Possible graves discovered in Pinora Twp.

PINORA TWP. – Several possible grave sites were identified at a rediscovered cemetery in Pinora Township, according to a report released by Farrier Surveying, Inc., based in Kalkaska.

When Sid Woods, a Pinora Township trustee, stumbled upon records of the old cemetery's deed in 2011, the following investigation indicated the presence of two, maybe three bodies buried in section 30 of the township. It was suspected that these were family members of the land's previous owner, Willard Gould.

After a ground penetrating radar survey conducted on July 9 by Don Stocking, senior crew chief with Farrier Surveying, members of the Pinora Township Board of Trustees were presented with evidence of 10 to 14 possible grave sites located within the three-acre plot.

"I never dreamed I'd be doing forensic work," Stocking said as he pushed his GPR equipment across the sandy terrain at the top of a hill overlooking Section 30. "The GPR is a glorified fish finder, more or less. It runs off radio waves to shoot an image into the ground, reflects that image back up and puts it on a recorder. It doesn't really take pictures, it just tells you that there's something down there."

Stocking said he was contacted by Pinora Township Supervisor Victoria Dennett several months ago about the possibility of conducting a survey of the cemetery. As he worked, Stocking placed blue flags into the soft ground wherever his GPR equipment told him there was an anomaly in the soil.

In the end, what he had was a grid of flags indicating several grave sites at the top of the hill, some of which were in the direct path of weathered ATV and other off-road vehicle tracks.

Stocking said the rustic, wooded landscape of the three-acre plot could have caused him a lot more trouble during his survey. He found the majority of anomalies under the sandy terrain at the top of the hill, making it unnecessary to use his equipment at the far reaches of the plot, which ended among tall grass, bushes and trees.

"I've done a handful of cemeteries, but they've all been plotted and much more modern than this," Stocking said. "I'm pretty confident those anomalies are bodies and I'm betting they're buried in pine boxes based on the images. I'm impressed with the images I received. If it was a body in a blanket, it would be more distorted and it wouldn't give you a nice hyperbola."

Other parties involved in the cemetery project are satisfied with Stocking's findings for now, and have no immediate plans to confirm the number of bodies through excavation or other invasive measures.

The next step in this project is a simple memorial for the bodies they have documented, including Gould's daughter and a Pinora resident, said members of the Pinora Township Board of Trustees. Rather than dig up the graves, board members expressed a wish to section off the property so it can no longer be used as a recreational trail by off-road vehicles, which have caused significant damage to the site already.

Two descendants of the Gould family, Margaret and Donald Truax, traveled from their home in Illinois to observe the survey and fill some gaps in their family tree. The Truaxs are long-time history buffs who began searching back through their family lineage about 30 years ago as a fun activity to do with their children, Margaret said.
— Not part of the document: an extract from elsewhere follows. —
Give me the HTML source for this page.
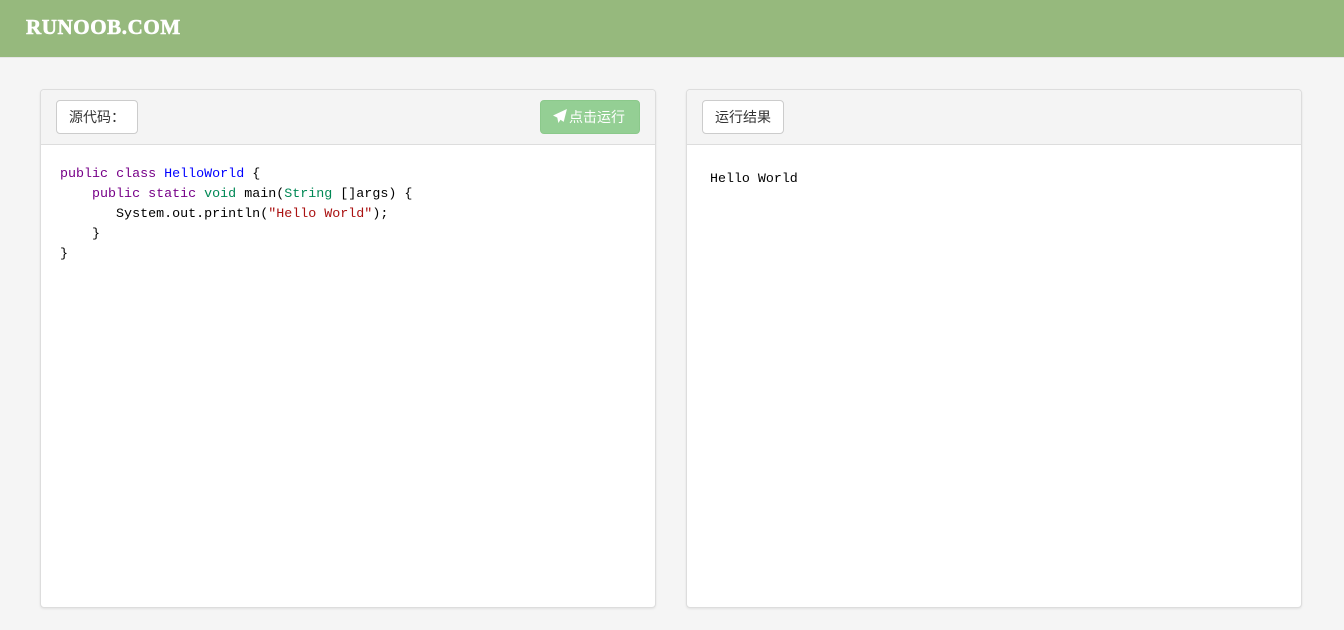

"I started when my kids were small," she said. "It's really fascinating. The Goulds were an interesting family. Willard was born in Canada in 1837 and came here in the 1860s. And then, when he was in his 50s, he took up and went to Oklahoma, so he was kind of a wandering guy."

The Truaxs were close to discovering the cemetery themselves about five years ago, when they visited Lake County and saw the deed to the Gould property in the courthouse. Being unfamiliar with the area, however, they went searching in the wrong section of Pinora Township and went home empty handed.

The couple was invited to a Pinora Township board meeting earlier this year to discuss Woods' discovery of the cemetery's deed and death certificates in 2011, and the hunt for family history was renewed. Now, the prospect of finding a piece of their family is exciting for them both, and they have pledged to donate a plaque or other marker to recognize the graves.

"Margaret and I, and Sid and his brother, came over to the site and Sid showed us where it is. He also took us to where he thought the homestead probably was up in the woods," Donald said. "I volunteered that, if we found a site, my family would mark the grave with an appropriate memorial. Maybe a sign that would describe what was there."

Members of the International Transmission Company, which has power lines running through the three-acre plot, and the Michigan DNR also have expressed an interest in working with the township to preserve and protect the site from future damage.